Accountability failures at the local level are hardly unique to foreign-influence cases. In Washington, D.C., Trump warned months ago about suspect crime data before officers were accused of falsifying reports, another instance where red flags went unheeded until the damage was done.
Fox News Digital reported reaching out to the DCCC for comment. No response was included. Chu's office has not been quoted addressing the donations or the "Woman of the Year" honor in light of Wang's guilty plea.
Several questions remain open. The FEC filings describe donations from an "Eileen Wang of Arcadia, California," but no official source cited in the reporting has publicly confirmed that this donor is the same Eileen Wang who pleaded guilty. The match of name and city is striking, but the formal confirmation gap matters.

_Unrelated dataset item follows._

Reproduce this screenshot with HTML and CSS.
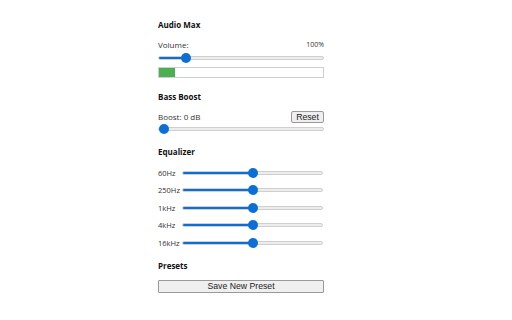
FILE: index.html
```html
<!DOCTYPE html>
<html>
<head>
<meta charset="utf-8">
<link rel="stylesheet" href="styles.css">
</head>
<body>
<div class="panel">
  <h2 class="title first">Audio Max</h2>
  <div class="row label-row"><span>Volume:</span><span class="value">100%</span></div>
  <input class="slider" type="range" min="0" max="700" value="100" style="--p:14%">
  <div class="meter"><div class="meter-fill" style="width:10%"></div></div>

  <h2 class="title">Bass Boost</h2>
  <div class="row boost-row"><span>Boost: 0 dB</span><button class="btn small">Reset</button></div>
  <input class="slider" type="range" min="0" max="20" value="0" style="--p:0%">

  <h2 class="title">Equalizer</h2>
  <div class="eq">
    <div class="eq-row"><span class="eq-label">60Hz</span><input class="slider" type="range" value="50" style="--p:50%"></div>
    <div class="eq-row"><span class="eq-label">250Hz</span><input class="slider" type="range" value="50" style="--p:50%"></div>
    <div class="eq-row"><span class="eq-label">1kHz</span><input class="slider" type="range" value="50" style="--p:50%"></div>
    <div class="eq-row"><span class="eq-label">4kHz</span><input class="slider" type="range" value="50" style="--p:50%"></div>
    <div class="eq-row"><span class="eq-label">16kHz</span><input class="slider" type="range" value="50" style="--p:50%"></div>
  </div>

  <h2 class="title">Presets</h2>
  <button class="btn wide">Save New Preset</button>
</div>
</body>
</html>
```
FILE: styles.css
```css
html, body {
  margin: 0;
  padding: 0;
  background: #fff;
}
body {
  font-family: "Open Sans", "Noto Sans", sans-serif;
  font-size: 8px;
  color: #333;
}
.panel {
  margin-left: 158px;
  width: 166px;
  padding-top: 20px;
  display: flex;
  flex-direction: column;
}
.title {
  margin: 13.5px 0 0 0;
  font-size: 8px;
  line-height: 10px;
  height: 10px;
  font-weight: 700;
  color: #111;
}
.title.first { margin-top: 0; }
.row {
  display: flex;
  justify-content: space-between;
  align-items: center;
}
.label-row {
  margin-top: 10px;
  height: 10px;
  line-height: 10px;
}
.value { font-size: 7px; }
.slider {
  -webkit-appearance: none;
  appearance: none;
  margin: 0;
  padding: 0;
  width: 100%;
  height: 10px;
  background: transparent;
  display: block;
}
.slider::-webkit-slider-runnable-track {
  height: 4px;
  border-radius: 3px;
  border: 1px solid #cfcfcf;
  background: linear-gradient(to right, #0b6fd6 var(--p), #ececec var(--p));
  box-sizing: border-box;
}
.slider::-webkit-slider-thumb {
  -webkit-appearance: none;
  width: 10px;
  height: 10px;
  border-radius: 50%;
  background: #0b6fd6;
  border: none;
  margin-top: -4px;
}
.label-row + .slider { margin-top: 3px; }
.meter {
  margin-top: 4px;
  height: 11px;
  border: 1px solid #cfcfcf;
  box-sizing: border-box;
  background: #fff;
}
.meter-fill {
  height: 100%;
  background: #4caf50;
}
.boost-row {
  margin-top: 9px;
  height: 12px;
}
.boost-row + .slider { margin-top: 1px; }
.btn {
  font-family: "Liberation Sans", Arial, sans-serif;
  font-size: 8.7px;
  color: #222;
  background: #efefef;
  border: 1px solid #999;
  border-radius: 2px;
  padding: 0;
  box-sizing: border-box;
}
.btn.small {
  width: 33px;
  height: 12px;
  line-height: 10px;
}
.btn.wide {
  margin-top: 9px;
  width: 166px;
  height: 13px;
  line-height: 11px;
  border-radius: 1px;
}
.eq {
  margin-top: 10.5px;
  display: flex;
  flex-direction: column;
  gap: 7.5px;
}
.eq-row {
  display: flex;
  align-items: center;
  height: 10px;
}
.eq-label {
  width: 24px;
  flex: none;
  font-size: 7.5px;
}
.eq-row .slider {
  width: 141px;
  flex: none;
}
```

The specific statute underlying the felony charge, the court handling the plea, and the case number have not been identified in the available reporting. When exactly Wang resigned as mayor is also unclear.
What is clear is the pattern. California Democrats have now been linked, through documented cases, not speculation, to three separate incidents involving Chinese intelligence. Feinstein's office employed a driver who turned out to be a Chinese operative. Swalwell maintained a relationship with a suspected Chinese intelligence figure. And now Wang, a Democratic mayor, has admitted in federal court to acting as an agent of Beijing.
The Democratic Party's handling of scandals involving its own members continues to draw scrutiny. From scandal-plagued former mayors to California Democrats' strategic maneuvering to hold power, the party's leadership has shown far more energy protecting its political position than policing its own ranks.
Sen. Banks asked the right question: How many more? Until Democrats answer it with something other than silence, voters are entitled to assume the number is not zero.